Mi sto ponendo questa domanda in vista di una nuova edizione di Entreprecariat a distanza di quasi sette anni… Nel libro avevo indagato varie dimensioni influenzate dall’incontro tra imprenditorialità e precarietà, una convergenza estrema che fa di ogni cosa una cosa temporanea e instabile. Tra di esse, lo spazio: nel 2018 la città si stava trasformando in un ufficio a cielo aperto e in molti cominciavano candidamente a definirsi “nomadi digitali”. Oggi tale etichetta equivale quasi a un insulto. A Lisbona, dove vivo, sono comparsi sui tavoli di caffè non proprio autentici – tutt’altro che “sinceri”, come si dice a Milano – gli sticker con divieto di laptop. Questo è solo un sintomo della crescente ostilità verso il boss di sé stesso che svolazza agilmente senza farsi carico di alcun contesto all’infuori della propria attività, la cui versione più sociopatica, monomaniaca e disperata è il fuffaguru. Ma come si fa a prendere sul serio i suoi vaghi precetti dopo il covid o le grandi dimissioni? Ormai il fuffaguru è una figura da commedia dell’arte, la versione contemporanea di un Arlecchino o un Balanzone. Eppure qualcosa di vero c’è, ed è proprio l’”autentica menzogna” del fuffaguru. Parafrasando Pessoa: «Il fuffaguru è un fingitore. Finge così completamente che arriva a fingere che è successo il successo che davvero ottiene.» (vedi a tal proposito il ritratto che Raffaele Alberto Ventura fa di Maicol Pirozzi). Insomma, il mito del lavoro, specialmente quello autonomo e aspirazionale, ha perso mordente, lasciando però spazio a una retorica della cura di sé che, a essere onesto, trovo lacrimevole e un po’ ipocrita: si fa di un antilavorismo morbido un nuovo contenuto posizionale, laddove in verità pochissimi sono disposti a rallentare, pur potendo.

In ogni caso manca la dimensione collettiva dei discorsi sul lavoro. In generale vedo una grande sofferenza psichica, derivante forse da una grande solitudine, tanto nei casi di successo che nei fallimenti più conclamati. È il paradosso della militanza di certi influncer politici: come si può fare militanza in solitudine?

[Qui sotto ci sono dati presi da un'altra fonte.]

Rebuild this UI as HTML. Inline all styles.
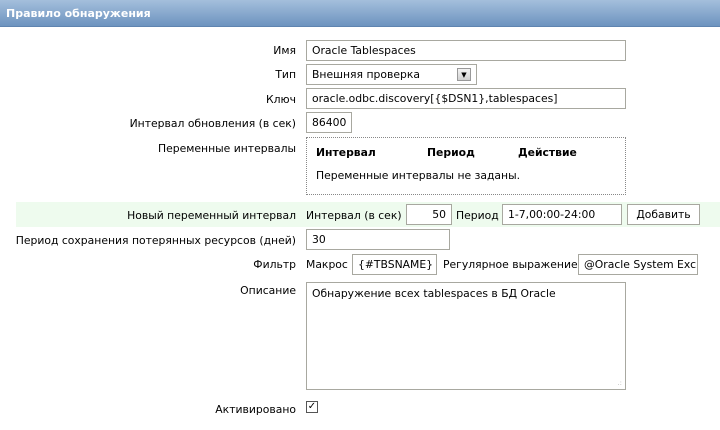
<!DOCTYPE html>
<html><head><meta charset="utf-8"><style>
body{margin:0;width:720px;height:430px;background:#fff;font-family:"DejaVu Sans","Liberation Sans",sans-serif;font-size:10.8px;color:#000;position:relative;overflow:hidden}
.a{position:absolute;white-space:nowrap}
.hdr{left:0;top:0;width:720px;height:26px;background:linear-gradient(#a4bfdc,#6d93bf);border-bottom:1px solid #5f84b0}
.hdr span{position:absolute;left:6px;top:7px;color:#fff;font-weight:bold;font-size:11px}
.l{right:424px;text-align:right}
.in{position:absolute;box-sizing:border-box;border:1px solid #a8a8a0;background:#fff;padding:0 5px;line-height:19px;white-space:nowrap;overflow:hidden}
</style></head><body>
<div class="a hdr"><span>Правило обнаружения</span></div>

<div class="a l" style="top:44px">Имя</div>
<div class="in" style="left:306px;top:40px;width:320px;height:21px">Oracle Tablespaces</div>

<div class="a l" style="top:68px">Тип</div>
<div class="in" style="left:306px;top:64px;width:171px;height:21px">Внешняя проверка
<div style="position:absolute;left:150px;top:3px;width:14px;height:13px;background:linear-gradient(#f4f4f4,#d0d0d0);border:1px solid #999;box-sizing:border-box;font-size:7px;line-height:12px;text-align:center">▼</div></div>

<div class="a l" style="top:93px">Ключ</div>
<div class="in" style="left:306px;top:88px;width:320px;height:21px">oracle.odbc.discovery[{$DSN1},tablespaces]</div>

<div class="a l" style="top:117px">Интервал обновления (в сек)</div>
<div class="in" style="left:306px;top:112px;width:46px;height:21px">86400</div>

<div class="a l" style="top:142px">Переменные интервалы</div>
<div class="a" style="left:306px;top:137px;width:318px;height:56px;border:1px dotted #888"></div>
<div class="a" style="left:316px;top:146px;font-weight:bold">Интервал</div>
<div class="a" style="left:427px;top:146px;font-weight:bold">Период</div>
<div class="a" style="left:518px;top:146px;font-weight:bold">Действие</div>
<div class="a" style="left:316px;top:169px">Переменные интервалы не заданы.</div>

<div class="a" style="left:16px;top:202px;width:704px;height:25px;background:#eefbee"></div>
<div class="a l" style="top:209px">Новый переменный интервал</div>
<div class="a" style="left:306px;top:209px">Интервал (в сек)</div>
<div class="in" style="left:406px;top:204px;width:46px;height:21px;text-align:right">50</div>
<div class="a" style="left:456px;top:209px">Период</div>
<div class="in" style="left:502px;top:204px;width:120px;height:21px">1-7,00:00-24:00</div>
<div class="in" style="left:627px;top:204px;width:73px;height:21px;text-align:center;padding:0">Добавить</div>

<div class="a l" style="top:234px">Период сохранения потерянных ресурсов (дней)</div>
<div class="in" style="left:306px;top:229px;width:144px;height:21px">30</div>

<div class="a l" style="top:258px">Фильтр</div>
<div class="a" style="left:306px;top:258px">Макрос</div>
<div class="in" style="left:352px;top:254px;width:85px;height:21px">{#TBSNAME}</div>
<div class="a" style="left:443px;top:258px">Регулярное выражение</div>
<div class="in" style="left:578px;top:254px;width:120px;height:21px">@Oracle System Exc</div>

<div class="a l" style="top:284px">Описание</div>
<div class="in" style="left:306px;top:282px;width:320px;height:108px;line-height:22px">Обнаружение всех tablespaces в БД Oracle
<span style="position:absolute;right:3px;bottom:2px;color:#bbb;font-size:7px;line-height:7px">.:</span></div>

<div class="a l" style="top:403px">Активировано</div>
<div class="a" style="left:306px;top:401px;width:12px;height:12px;box-sizing:border-box;border:1px solid #555;background:#fff;font-size:10px;line-height:10px;text-align:center;font-weight:bold">✓</div>
</body></html>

Per me la vera domanda è come (e se) si può fare ancora militanza collettivamente. I vari contesti associativi si sono indeboliti, la protesta in primis, ridotta quasi sempre a evento, referente privo di significato, souvenir del collettivo. Lo racconta bene Anton Jäger in Iperpolitica, un libro che considero fondamentale. Poi, per quel che mi riguarda, la stessa parola “militanza”… non credo mi appartenga: suona retorica, aspirazionale. Perciò la lascio volentieri agli attivisti, e per attivisti intendo quelle persone che fanno parte di gruppi e movimenti. La parola “militanza” non credo appartenga nemmeno all’influattivista, che è una delle declinazioni dell’hustler di cui parlavamo all’inizio. Così, per chiudere il cerchio.